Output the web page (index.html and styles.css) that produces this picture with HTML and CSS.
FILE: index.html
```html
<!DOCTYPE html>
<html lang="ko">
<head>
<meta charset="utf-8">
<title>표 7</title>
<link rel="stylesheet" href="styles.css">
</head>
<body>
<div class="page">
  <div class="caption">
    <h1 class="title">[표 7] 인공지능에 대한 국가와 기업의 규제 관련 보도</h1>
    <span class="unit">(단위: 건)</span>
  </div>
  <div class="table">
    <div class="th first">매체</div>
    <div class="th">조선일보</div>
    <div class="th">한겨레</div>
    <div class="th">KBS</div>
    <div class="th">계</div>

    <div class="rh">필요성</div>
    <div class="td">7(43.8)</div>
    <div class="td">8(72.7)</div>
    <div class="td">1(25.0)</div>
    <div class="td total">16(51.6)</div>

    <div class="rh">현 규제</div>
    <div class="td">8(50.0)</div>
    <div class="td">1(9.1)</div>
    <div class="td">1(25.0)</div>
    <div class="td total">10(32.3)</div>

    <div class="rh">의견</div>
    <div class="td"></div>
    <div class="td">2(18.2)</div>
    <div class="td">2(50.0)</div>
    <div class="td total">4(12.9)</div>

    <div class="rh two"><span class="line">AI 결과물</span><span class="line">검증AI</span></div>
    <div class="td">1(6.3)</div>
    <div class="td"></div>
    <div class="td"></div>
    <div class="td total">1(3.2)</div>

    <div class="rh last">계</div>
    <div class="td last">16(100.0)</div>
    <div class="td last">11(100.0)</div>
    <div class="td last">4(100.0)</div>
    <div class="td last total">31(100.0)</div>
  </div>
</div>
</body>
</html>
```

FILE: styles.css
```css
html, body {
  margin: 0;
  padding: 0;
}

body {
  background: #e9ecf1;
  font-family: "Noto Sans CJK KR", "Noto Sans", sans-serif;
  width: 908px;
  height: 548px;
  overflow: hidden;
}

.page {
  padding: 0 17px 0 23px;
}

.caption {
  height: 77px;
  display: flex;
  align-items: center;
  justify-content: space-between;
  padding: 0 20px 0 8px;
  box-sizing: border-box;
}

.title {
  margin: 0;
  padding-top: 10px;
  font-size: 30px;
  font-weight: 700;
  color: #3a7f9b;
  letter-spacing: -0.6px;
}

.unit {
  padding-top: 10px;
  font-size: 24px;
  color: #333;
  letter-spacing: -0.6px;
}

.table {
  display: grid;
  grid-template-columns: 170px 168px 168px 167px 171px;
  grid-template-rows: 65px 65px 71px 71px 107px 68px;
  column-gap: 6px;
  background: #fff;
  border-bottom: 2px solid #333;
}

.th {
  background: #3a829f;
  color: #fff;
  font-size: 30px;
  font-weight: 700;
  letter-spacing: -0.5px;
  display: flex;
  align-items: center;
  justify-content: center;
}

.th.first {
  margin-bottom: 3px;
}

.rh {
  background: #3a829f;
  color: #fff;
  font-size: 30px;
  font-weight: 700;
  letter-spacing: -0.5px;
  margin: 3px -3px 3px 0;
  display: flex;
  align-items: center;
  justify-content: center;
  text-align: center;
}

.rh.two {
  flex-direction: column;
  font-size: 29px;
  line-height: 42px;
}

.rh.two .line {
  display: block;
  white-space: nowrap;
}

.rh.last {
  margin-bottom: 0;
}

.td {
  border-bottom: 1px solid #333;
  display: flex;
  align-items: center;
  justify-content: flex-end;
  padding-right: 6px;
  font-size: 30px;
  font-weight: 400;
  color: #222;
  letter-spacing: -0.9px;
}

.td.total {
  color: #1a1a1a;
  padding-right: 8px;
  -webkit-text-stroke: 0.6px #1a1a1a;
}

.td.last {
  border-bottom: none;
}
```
──────
PROBLEM DETAILS: Print the complete listing again, exactly as it stands.

TASK SOLUTION:
Output the web page (index.html and styles.css) that produces this picture with HTML and CSS.
FILE: index.html
```html
<!DOCTYPE html>
<html lang="ko">
<head>
<meta charset="utf-8">
<title>표 7</title>
<link rel="stylesheet" href="styles.css">
</head>
<body>
<div class="page">
  <div class="caption">
    <h1 class="title">[표 7] 인공지능에 대한 국가와 기업의 규제 관련 보도</h1>
    <span class="unit">(단위: 건)</span>
  </div>
  <div class="table">
    <div class="th first">매체</div>
    <div class="th">조선일보</div>
    <div class="th">한겨레</div>
    <div class="th">KBS</div>
    <div class="th">계</div>

    <div class="rh">필요성</div>
    <div class="td">7(43.8)</div>
    <div class="td">8(72.7)</div>
    <div class="td">1(25.0)</div>
    <div class="td total">16(51.6)</div>

    <div class="rh">현 규제</div>
    <div class="td">8(50.0)</div>
    <div class="td">1(9.1)</div>
    <div class="td">1(25.0)</div>
    <div class="td total">10(32.3)</div>

    <div class="rh">의견</div>
    <div class="td"></div>
    <div class="td">2(18.2)</div>
    <div class="td">2(50.0)</div>
    <div class="td total">4(12.9)</div>

    <div class="rh two"><span class="line">AI 결과물</span><span class="line">검증AI</span></div>
    <div class="td">1(6.3)</div>
    <div class="td"></div>
    <div class="td"></div>
    <div class="td total">1(3.2)</div>

    <div class="rh last">계</div>
    <div class="td last">16(100.0)</div>
    <div class="td last">11(100.0)</div>
    <div class="td last">4(100.0)</div>
    <div class="td last total">31(100.0)</div>
  </div>
</div>
</body>
</html>
```

FILE: styles.css
```css
html, body {
  margin: 0;
  padding: 0;
}

body {
  background: #e9ecf1;
  font-family: "Noto Sans CJK KR", "Noto Sans", sans-serif;
  width: 908px;
  height: 548px;
  overflow: hidden;
}

.page {
  padding: 0 17px 0 23px;
}

.caption {
  height: 77px;
  display: flex;
  align-items: center;
  justify-content: space-between;
  padding: 0 20px 0 8px;
  box-sizing: border-box;
}

.title {
  margin: 0;
  padding-top: 10px;
  font-size: 30px;
  font-weight: 700;
  color: #3a7f9b;
  letter-spacing: -0.6px;
}

.unit {
  padding-top: 10px;
  font-size: 24px;
  color: #333;
  letter-spacing: -0.6px;
}

.table {
  display: grid;
  grid-template-columns: 170px 168px 168px 167px 171px;
  grid-template-rows: 65px 65px 71px 71px 107px 68px;
  column-gap: 6px;
  background: #fff;
  border-bottom: 2px solid #333;
}

.th {
  background: #3a829f;
  color: #fff;
  font-size: 30px;
  font-weight: 700;
  letter-spacing: -0.5px;
  display: flex;
  align-items: center;
  justify-content: center;
}

.th.first {
  margin-bottom: 3px;
}

.rh {
  background: #3a829f;
  color: #fff;
  font-size: 30px;
  font-weight: 700;
  letter-spacing: -0.5px;
  margin: 3px -3px 3px 0;
  display: flex;
  align-items: center;
  justify-content: center;
  text-align: center;
}

.rh.two {
  flex-direction: column;
  font-size: 29px;
  line-height: 42px;
}

.rh.two .line {
  display: block;
  white-space: nowrap;
}

.rh.last {
  margin-bottom: 0;
}

.td {
  border-bottom: 1px solid #333;
  display: flex;
  align-items: center;
  justify-content: flex-end;
  padding-right: 6px;
  font-size: 30px;
  font-weight: 400;
  color: #222;
  letter-spacing: -0.9px;
}

.td.total {
  color: #1a1a1a;
  padding-right: 8px;
  -webkit-text-stroke: 0.6px #1a1a1a;
}

.td.last {
  border-bottom: none;
}
```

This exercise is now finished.